Особенность, заключающаяся, таким образом, и в самих характерах, предписывала, или, по крайней мере, допускала отступление от обыкновенного эпического однообразия в изложении.
Всего удобнее казалось мне разбить эпическую форму на непринужденные лирические романсы. Я видел перед собою пример Эленшлегера в «Хельге», а впоследствии нашел, что многие воспользовались тем же приемом. С ним соединена та выгода, что можно изменять размер сообразно с содержанием, и я сомневаюсь, чтобы, например, «План Ингеборг» (Песнь 9) можно было на каком бы то ни было языке удачно передать гекзаметром или пятистопным ямбом с рифмами или без рифм.
Знаю, что такая форма, по мнению многих, противоречит эпическому единству, которое, впрочем, так легко переходит в однообразие, но полагаю, что здесь единство с лихвою вознаграждается простором и разнообразием.
Только правильное употребление этой свободы требует особенного старания, ума и вкуса, потому что надобно заботиться о приискании для каждого отдела пригодной формы, не всегда уже готовой в языке.
Оттого я сделал опыт (с большим или меньшим успехом) ввести в мою поэму некоторые чужие, особенно древние размеры. Таковы пятистопный ямб с лишним в третьей стопе слогом (II), ямб двустопный (XIV), Аристофановы анапесты (XV), дактило-трохеический тетраметр (XVI) и трагический сенарий (XXIV), которые до меня или вовсе не были известны, или мало употреблялись в шведской поэзии.

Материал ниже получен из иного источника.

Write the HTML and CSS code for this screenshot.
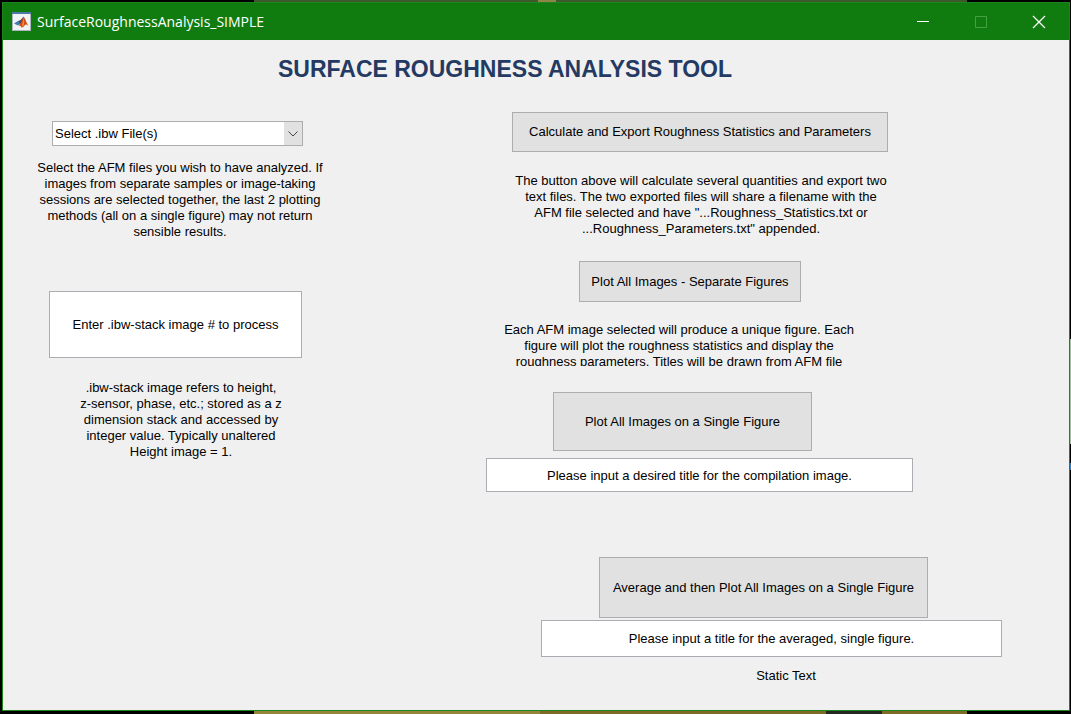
FILE: index.html
```html
<!DOCTYPE html>
<html lang="en">
<head>
<meta charset="utf-8">
<meta name="viewport" content="width=device-width, initial-scale=1">
<title>SurfaceRoughnessAnalysis_SIMPLE</title>
<link rel="stylesheet" href="styles.css">
</head>
<body>
<div class="window">
  <header class="titlebar">
    <svg class="app-icon" viewBox="0 0 19 19" aria-hidden="true">
      <rect width="19" height="19" fill="#a9b4bf"/>
      <rect x="1" y="1" width="17" height="17" fill="#f1f2f3"/>
      <rect width="19" height="2" fill="#4f78a8"/>
      <path d="M2 11.500 L6 9 L8.500 11.500 L6 13.500 Z" fill="#3f7eb5"/>
      <path d="M6 9 Q9 8.500 11.500 4.500 L11 9 L8.500 12.500 Z" fill="#45486e"/>
      <path d="M11.500 4.500 Q13 6 14 9.500 L16.500 14 Q14 11.500 12.500 13.500 Q11 16 9.500 15.500 Q8.500 13 6.500 13.500 Q9.500 11 11.500 4.500 Z" fill="#d44a17"/>
      <path d="M11.500 6 Q12.500 9 12 13 L10 15 Q10 12 11.500 6 Z" fill="#f08a2c"/>
    </svg>
    <span class="caption">SurfaceRoughnessAnalysis_SIMPLE</span>
    <div class="window-buttons">
      <button class="window-button" type="button" aria-label="Minimize">
        <svg viewBox="0 0 14 14" aria-hidden="true"><path d="M1 6.500H13"/></svg>
      </button>
      <button class="window-button" type="button" aria-label="Maximize" disabled>
        <svg viewBox="0 0 14 14" aria-hidden="true"><path d="M1.500 1.500H12.500V12.500H1.500Z"/></svg>
      </button>
      <button class="window-button" type="button" aria-label="Close">
        <svg viewBox="0 0 14 14" aria-hidden="true"><path d="M1 1L13 13M13 1L1 13" stroke-width="1.300"/></svg>
      </button>
    </div>
  </header>
  <main class="content">
    <h1 class="heading">SURFACE ROUGHNESS ANALYSIS TOOL</h1>
    <div class="columns">
      <section class="inputs">
        <div class="select-box">
          <select class="file-select" aria-label="Select .ibw File(s)" aria-describedby="file-note">
            <option>Select .ibw File(s)</option>
          </select>
          <svg class="select-arrow" viewBox="0 0 18 23" aria-hidden="true"><path d="M4.500 9.500L9 14L13.500 9.500"/></svg>
        </div>
        <p class="note file-note" id="file-note">Select the AFM files you wish to have analyzed. If images from separate samples or image-taking sessions are selected together, the last 2 plotting methods (all on a single figure) may not return sensible results.</p>
        <input class="entry stack-entry" type="text" value="Enter .ibw-stack image # to process" aria-label="Image number in the .ibw stack" aria-describedby="stack-note">
        <p class="note stack-note" id="stack-note">.ibw-stack image refers to height,<br>z-sensor, phase, etc.; stored as a z dimension stack and accessed by integer value. Typically unaltered Height image = 1.</p>
      </section>
      <section class="actions">
        <button class="action export-action" type="button">Calculate and Export Roughness Statistics and Parameters</button>
        <p class="note export-note">The button above will calculate several quantities and export two text files. The two exported files will share a filename with the AFM file selected and have "...Roughness_Statistics.txt or ...Roughness_Parameters.txt" appended.</p>
        <button class="action separate-action" type="button">Plot All Images - Separate Figures</button>
        <p class="note separate-note">Each AFM image selected will produce a unique figure. Each figure will plot the roughness statistics and display the roughness parameters. Titles will be drawn from AFM file</p>
        <button class="action single-action" type="button">Plot All Images on a Single Figure</button>
        <input class="entry single-entry" type="text" value="Please input a desired title for the compilation image." aria-label="Compilation image title">
        <div class="average">
          <button class="action average-action" type="button">Average and then Plot All Images on a Single Figure</button>
          <input class="entry average-entry" type="text" value="Please input a title for the averaged, single figure." aria-label="Averaged figure title">
          <p class="note status">Static Text</p>
        </div>
      </section>
    </div>
  </main>
</div>
</body>
</html>
```
FILE: styles.css
```css
* {
  box-sizing: border-box;
}

body {
  display: flex;
  min-height: 100vh;
  margin: 0;
  padding: 2px 1px 3px 2px;
  background:
    linear-gradient(90deg, transparent 254px, #3e5a2c 254px 538px, #8f8547 538px 556px, #3e5a2c 556px 967px, transparent 967px) top / 100% 2px no-repeat,
    linear-gradient(90deg, transparent 254px, #94853a 254px 540px, #7d6b27 540px 826px, #252820 826px 882px, #7d6b27 882px 967px, transparent 967px) bottom / 100% 3px no-repeat,
    linear-gradient(transparent 339px, #9fc49f 339px 444px, transparent 444px 463px, #2f7fc4 463px 470px, transparent 470px) right / 1px 100% no-repeat,
    #000;
  font-family: "Liberation Sans", Arial, sans-serif;
  font-size: 13px;
  line-height: 16px;
  color: #000;
}

.window {
  flex: 1;
  display: flex;
  flex-direction: column;
  border: 1px solid #1d851d;
  background: #f0f0f0;
}

.titlebar {
  display: flex;
  align-items: center;
  height: 37px;
  padding: 0 1px 0 9px;
  background: #107c10;
  color: #fff;
}

.app-icon {
  width: 19px;
  height: 19px;
}

.caption {
  flex: 1;
  margin-left: 6px;
  font-family: "Open Sans", "Noto Sans", sans-serif;
  font-size: 14px;
  line-height: 20px;
}

.window-buttons {
  display: flex;
}

.window-button {
  display: flex;
  align-items: center;
  justify-content: center;
  width: 58px;
  height: 37px;
  padding: 0;
  border: 0;
  background: none;
}

.window-button svg {
  width: 14px;
  height: 14px;
  fill: none;
  stroke: #fff;
}

.window-button:disabled svg {
  stroke: #43a043;
}

.heading {
  margin: 0;
  padding: 15px 62px 0 0;
  font-size: 23px;
  line-height: 28px;
  text-align: center;
  color: #243a62;
}

.columns {
  display: grid;
  grid-template-columns: 354fr 712fr;
}

.inputs,
.actions,
.average {
  display: flex;
  flex-direction: column;
  align-items: flex-start;
}

.inputs {
  padding: 38px 0 0 30px;
}

.actions {
  padding: 29px 0 0 129px;
}

.note {
  margin: 0;
  text-align: center;
}

.action,
.entry,
.file-select {
  border: 1px solid #adadad;
  border-radius: 0;
  font: inherit;
  color: inherit;
}

.action {
  padding: 0;
  background: #e1e1e1;
}

.entry {
  padding: 0 4px;
  border-color: #abadb3;
  background: #fff;
  text-align: center;
}

.select-box {
  display: grid;
  width: 251px;
  margin-left: 19px;
}

.file-select,
.select-arrow {
  grid-area: 1 / 1;
}

.file-select {
  appearance: none;
  height: 25px;
  padding: 0 20px 0 2px;
  background: #fff;
}

.select-arrow {
  justify-self: end;
  width: 18px;
  height: 23px;
  margin: 1px;
  background: #e1e1e1;
  fill: none;
  stroke: #444;
  pointer-events: none;
}

.file-note {
  width: 294px;
  margin-top: 14px;
}

.stack-entry {
  width: 253px;
  height: 67px;
  margin: 51px 0 0 16px;
}

.stack-note {
  width: 210px;
  margin: 22px 0 0 43px;
}

.export-action {
  width: 376px;
  height: 40px;
  margin-left: 26px;
}

.export-note {
  width: 376px;
  margin: 21px 0 0 27px;
}

.separate-action {
  width: 222px;
  height: 41px;
  margin: 24px 0 0 93px;
}

.separate-note {
  width: 360px;
  height: 44px;
  margin: 20px 0 0 13px;
  overflow: hidden;
}

.single-action {
  width: 259px;
  height: 59px;
  margin: 26px 0 0 67px;
}

.single-entry {
  width: 427px;
  height: 34px;
  margin-top: 7px;
}

.average {
  margin: 65px 0 0 55px;
}

.average-action {
  width: 329px;
  height: 61px;
  margin-left: 58px;
}

.average-entry {
  width: 461px;
  height: 37px;
  margin-top: 2px;
}

.status {
  width: 490px;
  margin: 11px 0 16px;
}
```
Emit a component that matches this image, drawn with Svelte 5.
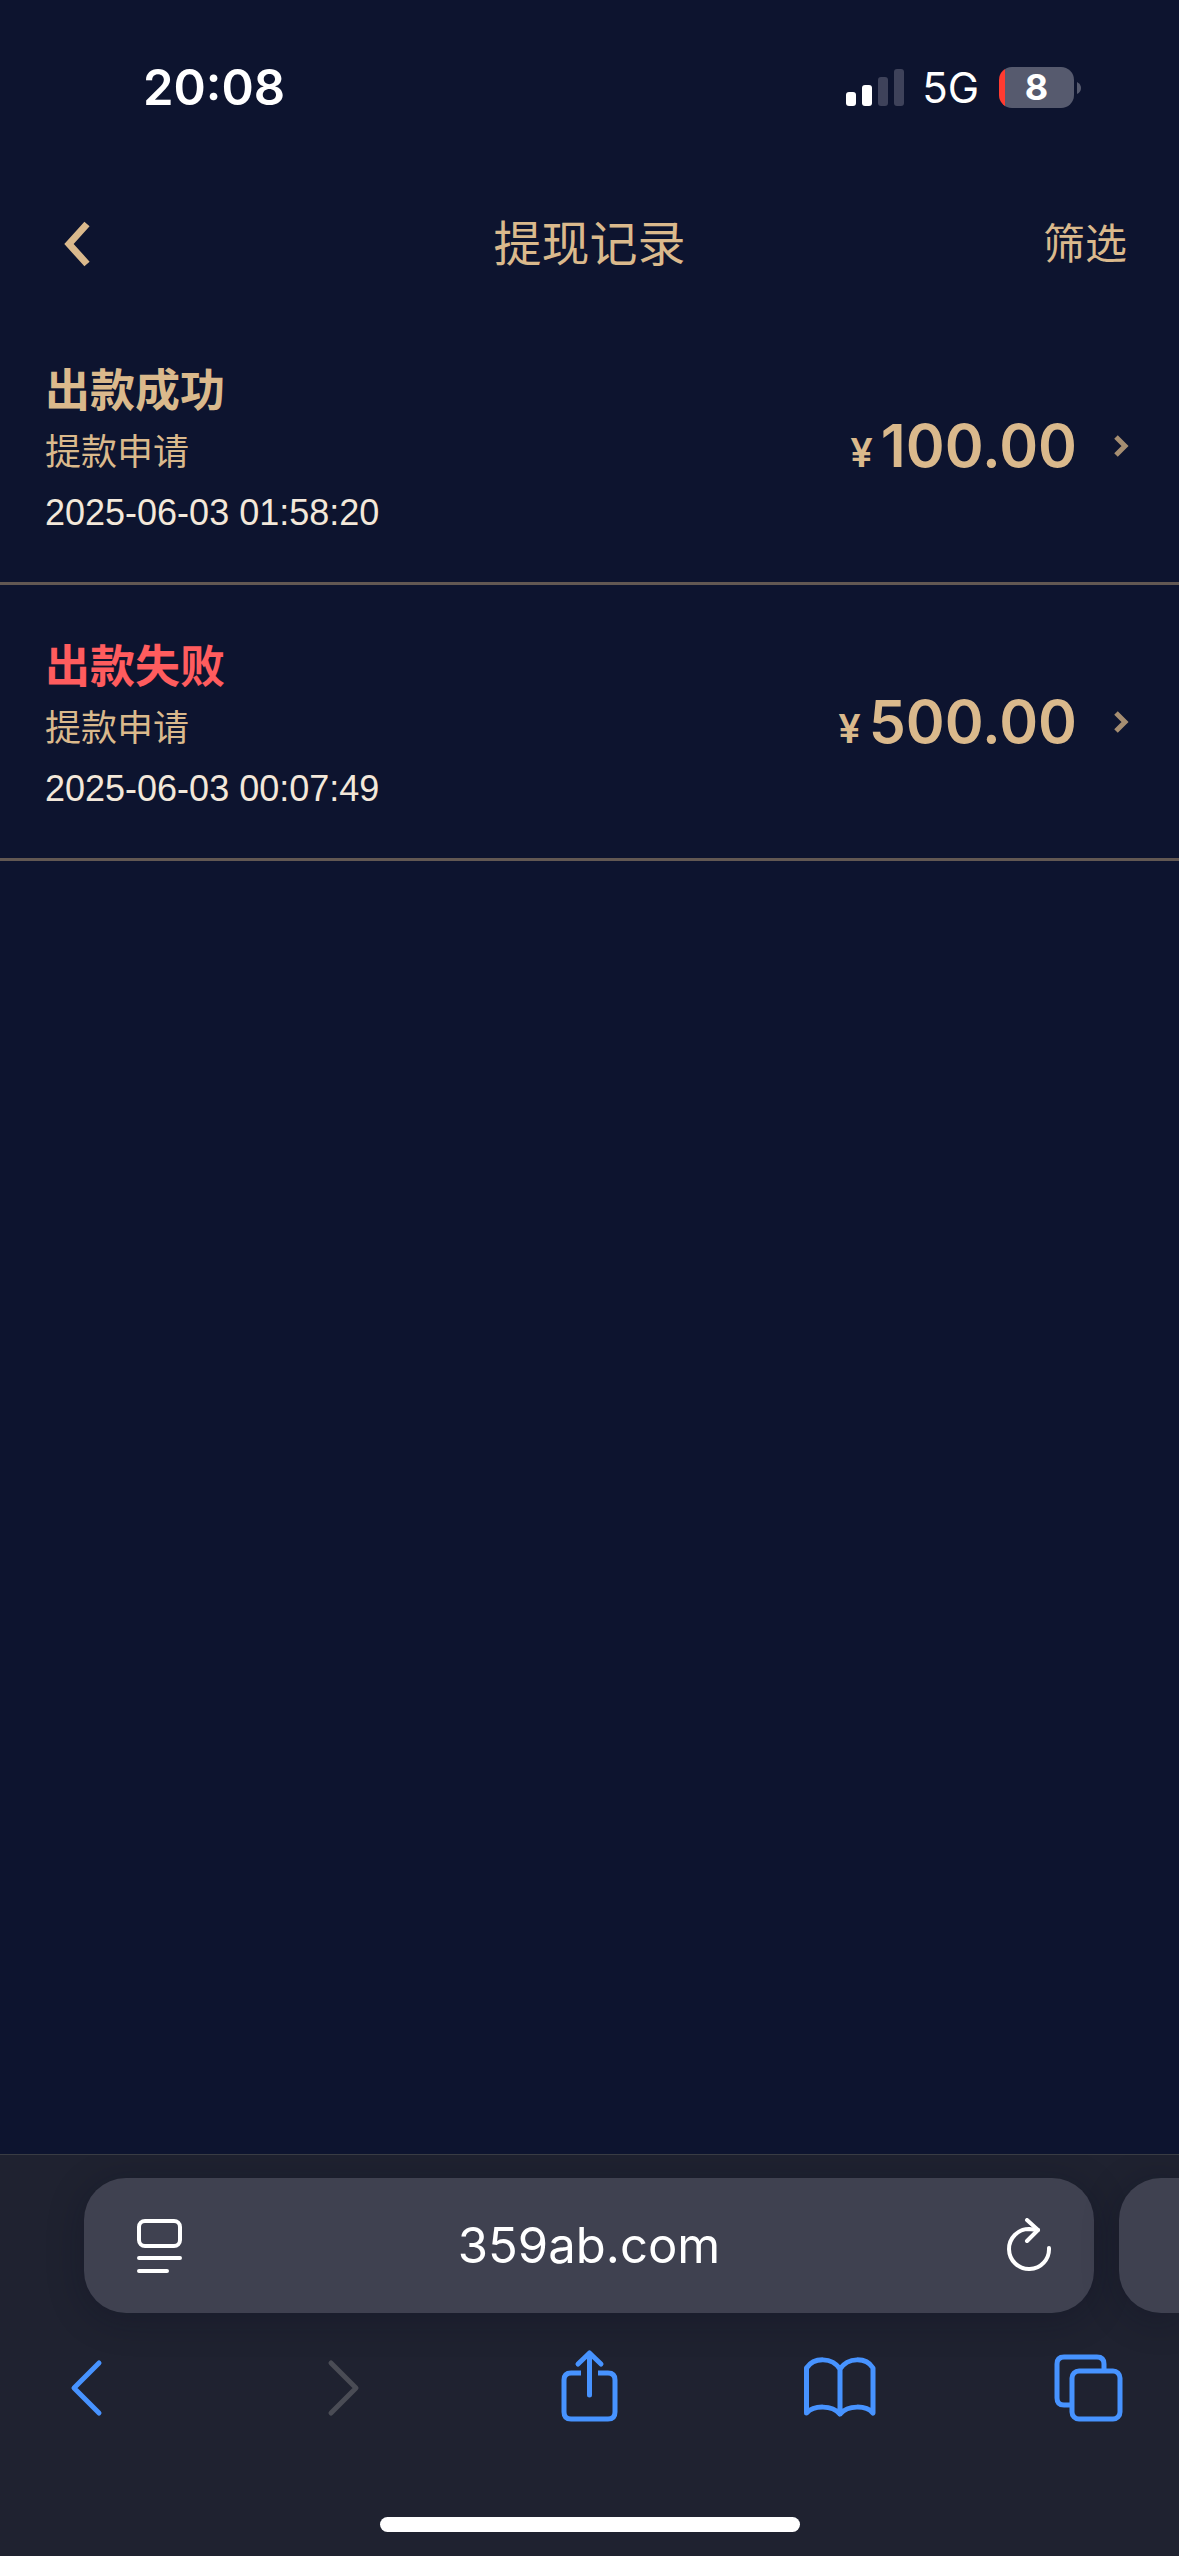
<script>
  const gold = '#dab98c';

  const records = [
    { status: '出款成功', failed: false, type: '提款申请', time: '2025-06-03 01:58:20', amount: '100.00' },
    { status: '出款失败', failed: true, type: '提款申请', time: '2025-06-03 00:07:49', amount: '500.00' }
  ];

  const signal = [
    { height: 14, on: true },
    { height: 21, on: true },
    { height: 29, on: false },
    { height: 37, on: false }
  ];

  const battery = 8;
</script>

<div class="screen">
  <div class="status">
    <time>20:08</time>
    <div class="indicators">
      <div class="signal">
        {#each signal as bar}
          <i class:on={bar.on} style:height={`${bar.height}px`}></i>
        {/each}
      </div>
      <span class="network">5G</span>
      <div class="battery">
        <span class="cell" style:--level={`${battery}%`}>{battery}</span>
        <svg width="4" height="12" viewBox="0 0 4 12"><path d="M0 0Q4 2 4 6T0 12Z" fill="#565a6e" /></svg>
      </div>
    </div>
  </div>

  <header>
    <button class="back" aria-label="返回">
      <svg width="28" height="48" viewBox="0 0 28 48" fill="none" stroke={gold} stroke-width="7">
        <path d="M25 4L7 24L25 44" />
      </svg>
    </button>
    <h1>提现记录</h1>
    <button class="filter">筛选</button>
  </header>

  <main>
    <ul>
      {#each records as record}
        <li>
          <a href="#detail">
            <div class="info">
              <strong class:failed={record.failed}>{record.status}</strong>
              <span>{record.type}</span>
              <time>{record.time}</time>
            </div>
            <p class="amount"><small>¥</small>{record.amount}</p>
            <svg width="16" height="24" viewBox="0 0 16 24" fill="none" stroke="#a68e71" stroke-width="5">
              <path d="M3 3L12 12L3 21" />
            </svg>
          </a>
        </li>
      {/each}
    </ul>
  </main>

  <footer>
    <div class="tabs">
      <div class="address">
        <button aria-label="阅读器">
          <svg width="56" height="56" viewBox="-10 0 56 56">
            <rect x="3" y="3" width="41" height="25" rx="6" />
            <path d="M3 40H44M3 53H31" />
          </svg>
        </button>
        <a href="#top">359ab.com</a>
        <button aria-label="刷新">
          <svg width="56" height="56" viewBox="0 0 56 56">
            <path d="M53 30A20 20 0 1 1 33 11L42 12" />
            <path d="M31 2L42 12L31 23" />
          </svg>
        </button>
      </div>
      <div class="next-tab"></div>
    </div>

    <nav>
      <button aria-label="后退">
        <svg width="80" height="80" viewBox="0 0 80 80">
          <path d="M52 15L27 40L52 65" />
        </svg>
      </button>
      <button aria-label="前进" disabled>
        <svg width="80" height="80" viewBox="0 0 80 80">
          <path d="M33 15L58 40L33 65" />
        </svg>
      </button>
      <button aria-label="分享">
        <svg width="80" height="80" viewBox="0 0 80 80">
          <path d="M31 25H21Q14 25 14 32V64Q14 71 21 71H58Q65 71 65 64V32Q65 25 58 25H48" stroke-linecap="butt" />
          <path d="M39.500 47V5M28 16L39.500 5L51 16" />
        </svg>
      </button>
      <button aria-label="书签">
        <svg width="80" height="80" viewBox="0 0 80 80">
          <path d="M39 21C31 9 13 9 5.500 20V65C13 57 31 57 39 66C47 57 65 57 72 65V20C65 9 47 9 39 21V66" />
        </svg>
      </button>
      <button aria-label="标签页">
        <svg width="80" height="80" viewBox="0 0 80 80">
          <path d="M20 57H12Q5 57 5 50V16Q5 9 12 9H45Q52 9 52 16V23" stroke-linecap="butt" />
          <rect x="20" y="23" width="48" height="48" rx="7" />
        </svg>
      </button>
    </nav>
    <div class="home"></div>
  </footer>
</div>

<style>
  :global(body) {
    margin: 0;
    background: #0d142f;
  }

  .screen {
    min-height: 100vh;
    display: flex;
    flex-direction: column;
    color: #dab98c;
    font-family: Inter, "Noto Sans CJK SC", sans-serif;
  }

  button {
    padding: 0;
    border: 0;
    background: none;
    color: inherit;
    font: inherit;
  }

  a {
    color: inherit;
    text-decoration: none;
  }

  svg {
    display: block;
    flex: none;
  }

  .status {
    height: 175px;
    box-sizing: border-box;
    padding: 0 98px 0 143px;
    display: flex;
    justify-content: space-between;
    align-items: center;
    color: #fff;
  }

  .status time {
    font-size: 49px;
    font-weight: 600;
  }

  .indicators {
    display: flex;
    align-items: center;
  }

  .signal {
    display: flex;
    align-items: flex-end;
    gap: 6px;
  }

  .signal i {
    width: 10px;
    border-radius: 3px;
    background: #3e425a;
  }

  .signal i.on { background: #fff; }

  .network {
    margin: 0 20px 0 18px;
    font-size: 42px;
    font-weight: 400;
  }

  .battery {
    display: flex;
    align-items: center;
    gap: 3px;
  }

  .cell {
    width: 75px;
    border-radius: 13px;
    background: linear-gradient(to right, #ff3b30 var(--level), #565a6e var(--level));
    text-align: center;
    line-height: 41px;
    font-size: 36px;
    font-weight: 700;
  }

  header {
    height: 134px;
    box-sizing: border-box;
    padding: 4px 52px 0;
    display: grid;
    grid-template-columns: 1fr auto 1fr;
    align-items: center;
  }

  .back {
    justify-self: start;
    padding-left: 10px;
  }

  h1 {
    margin: 0;
    font-size: 48px;
    line-height: 48px;
    font-weight: 400;
  }

  .filter {
    justify-self: end;
    font-size: 42px;
    line-height: 48px;
  }

  main { flex: 1; }

  ul {
    margin: 0;
    padding: 0;
    list-style: none;
  }

  li { border-bottom: 3px solid #625853; }

  li a {
    padding: 0 50px 0 45px;
    display: flex;
    align-items: center;
  }

  .info {
    flex: 1;
    padding: 52px 0 39px;
    display: flex;
    flex-direction: column;
    font-size: 36px;
    line-height: 60px;
    font-family: "Liberation Sans", "Noto Sans CJK SC", sans-serif;
  }

  .info strong {
    font-size: 45px;
    line-height: 62px;
  }

  .info strong.failed { color: #ff5c5e; }

  .info time { color: #f3e8da; }

  .amount {
    margin: 0 36px 0 0;
    font-size: 59px;
    font-weight: 600;
  }

  .amount small {
    margin-right: 8px;
    font-size: 40px;
  }

  footer {
    border-top: 1px solid #393c43;
    background: #1f2230;
    color: #fff;
    overflow: hidden;
  }

  footer svg {
    fill: none;
    stroke: currentColor;
    stroke-width: 4;
    stroke-linecap: round;
    stroke-linejoin: round;
  }

  .tabs {
    padding: 23px 0 0 84px;
    display: flex;
    gap: 25px;
  }

  .address, .next-tab {
    height: 135px;
    background: #3f4150;
    box-shadow: 0 6px 36px rgba(10, 14, 30, 0.3);
  }

  .address {
    flex: 1;
    box-sizing: border-box;
    padding: 0 42px;
    display: flex;
    align-items: center;
    justify-content: space-between;
    border-radius: 42px;
    font-size: 49px;
  }

  .next-tab {
    width: 60px;
    border-radius: 42px 0 0 42px;
  }

  nav {
    padding: 35px 47px 0;
    display: flex;
    justify-content: space-between;
    color: #4793ff;
  }

  nav svg { stroke-width: 5; }

  nav button:disabled { color: #4a4c55; }

  .home {
    width: 420px;
    height: 15px;
    margin: 89px auto 24px;
    border-radius: 8px;
    background: #fff;
  }
</style>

Что касается самого языка, то древность содержания побуждала меня пользоваться по временам архаизмами, преимущественно такими, которые, не будучи непонятны, казались мне особенно выразительными, — труд, во всяком случае потерянный для иностранцев, а иногда и для самих соотечественников.
Он требует однако ж большой осторожности, ибо существенной формой новейшего произведения, как само собою разумеется, должен все-таки оставаться язык общеупотребительный, хотя он в известных случаях и может приближаться к устарелому.